For when the world feels Heavy

The news has been… a lot lately.

If you’ve been feeling more anxious, discouraged, or untethered, you are not alone. Many of us are moving through our days carrying a quiet weight — trying to stay informed while also protecting our nervous systems. When the world feels unstable, it can be difficult to stay connected to hope, clarity, or even our own healing process.

In times of collective overwhelm, personal growth can feel insignificant or even self-indulgent. However, tending to your own peace is not avoidance — it is preparation. It is how resilience is built.

One grounded way to restore a sense of agency during uncertain times is through thoughtful, compassionate goal setting.

Motivation does not always precede action. Often, it follows it. Setting small, intentional goals provides structure when everything else feels out of control. It shifts us from rumination to movement — not dramatic reinvention, but steady forward motion.

In the reweaving process, goals must be humane. They should be achievable enough to build confidence rather than reinforce fear. This is one of the ways trauma-informed life coaching can help: translating overwhelm into clear, manageable next steps, while also holding space for the emotional tension many of us are carrying.

Years ago, I attended a workshop led by author, professor, and life coach Stephanie M. Hutchins after reading her book Transformation After Trauma: Embracing Post-Traumatic Growth. We connected over a shared passion for supporting people as they rebuild their lives after hardship.

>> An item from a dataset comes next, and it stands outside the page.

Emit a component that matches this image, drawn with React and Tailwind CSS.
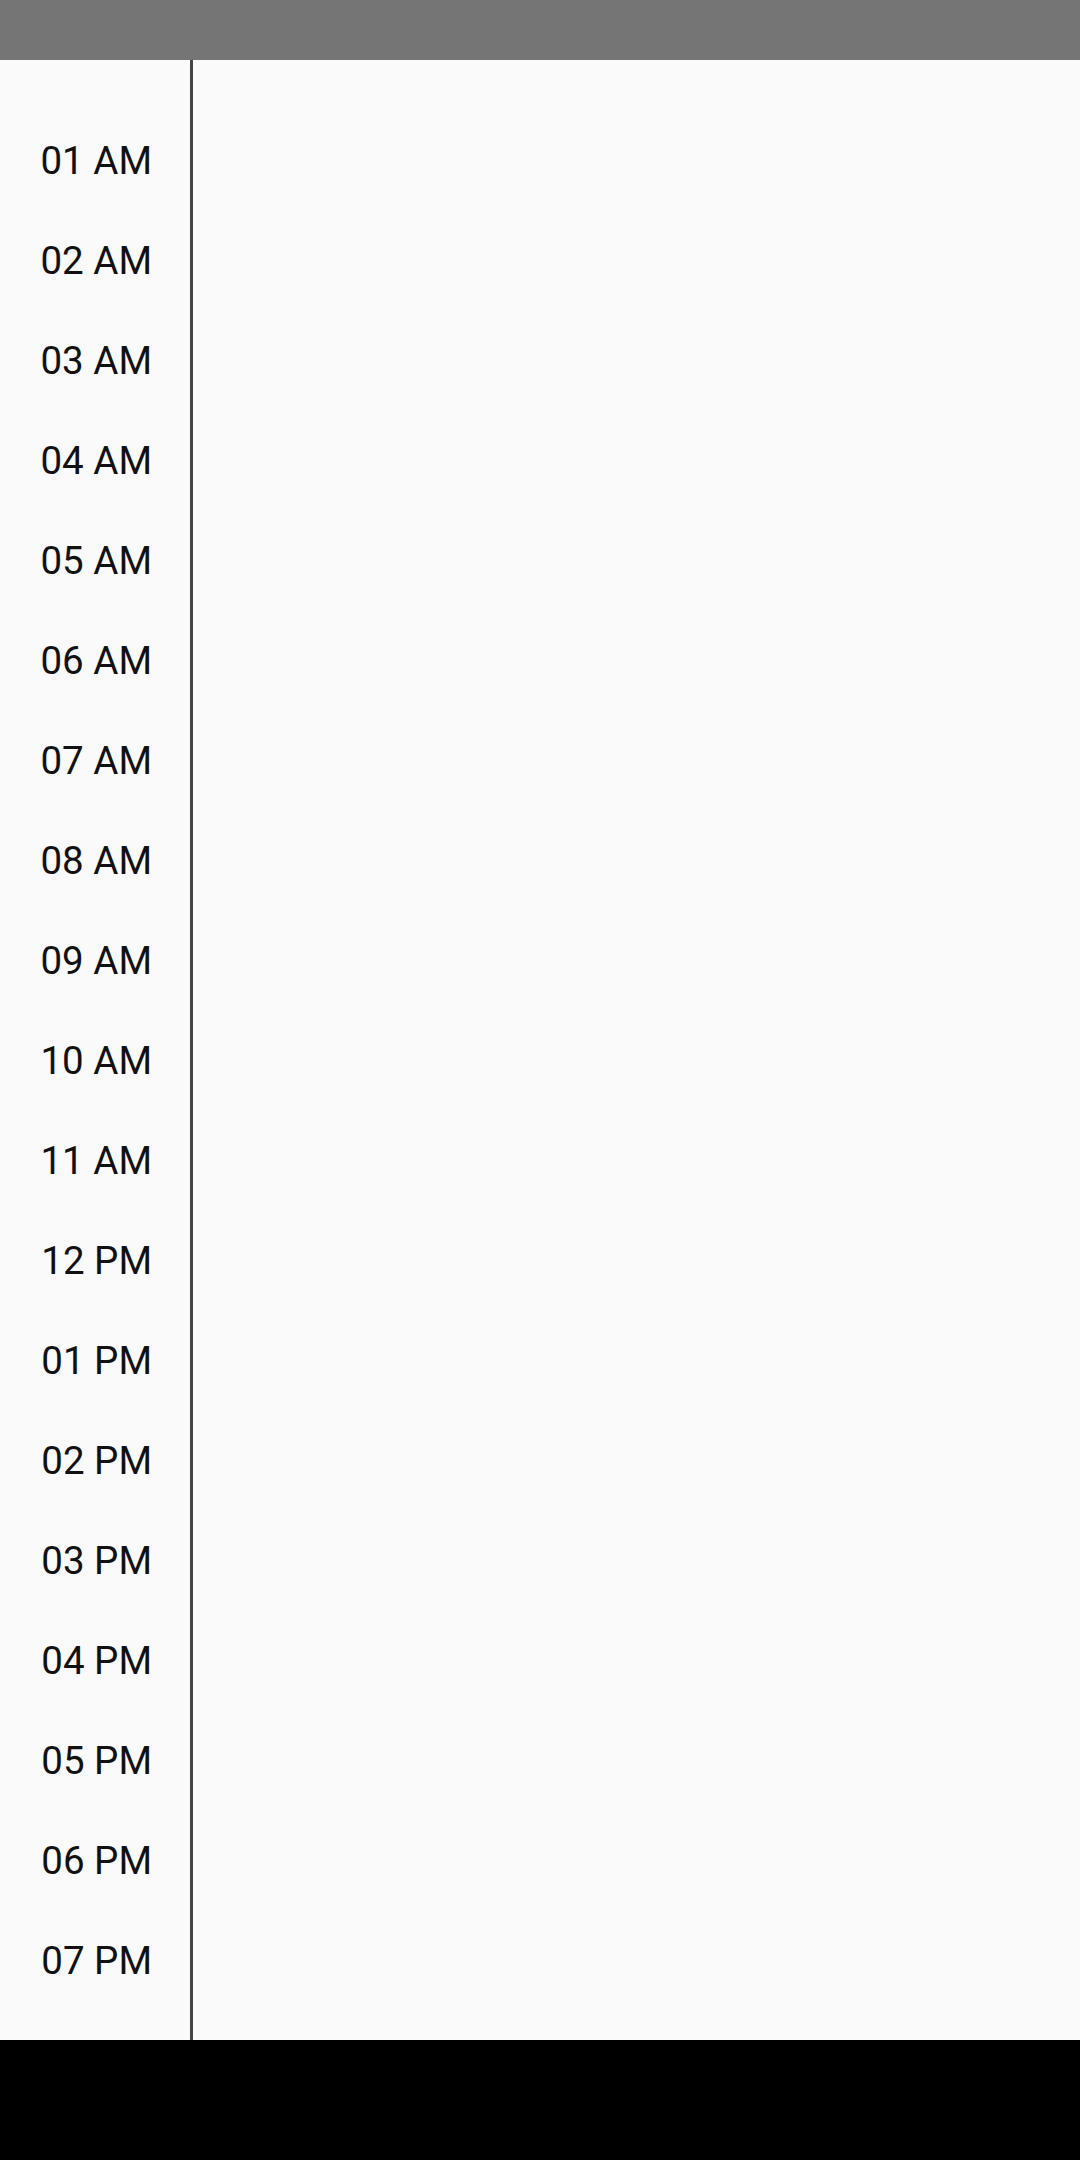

In her later work, Reclaim Your Life After Trauma: The Power of Goal Setting, she emphasizes the importance of setting goals that are specific, measurable, achievable, relevant, and time-bound — the SMART goals framework. This research-backed approach to goal setting is one I am trained in and regularly integrate into my work.

As she writes, “Goals are important because they allow you a new way to define yourself… you can define yourself by the person you are becoming.”

When the world feels chaotic, defining yourself by who you are becoming — rather than by the instability around you — becomes a quiet act of resilience.

And this is where community matters.

Organizations like Sisterly Love Network — a group of women in Philadelphia turning anxiety into action and uplifting the community around them — embody this principle on a collective level. When individual passion meets communal support, overwhelm begins to transform into meaningful action. Healing one’s Self and one’s community are not separate; they reinforce one another.

This week, consider setting one small SMART goal rooted in kindness, presence, and honesty. Not a sweeping overhaul. Not perfection. Just one step that supports the life you are reweaving — and perhaps even the community around you.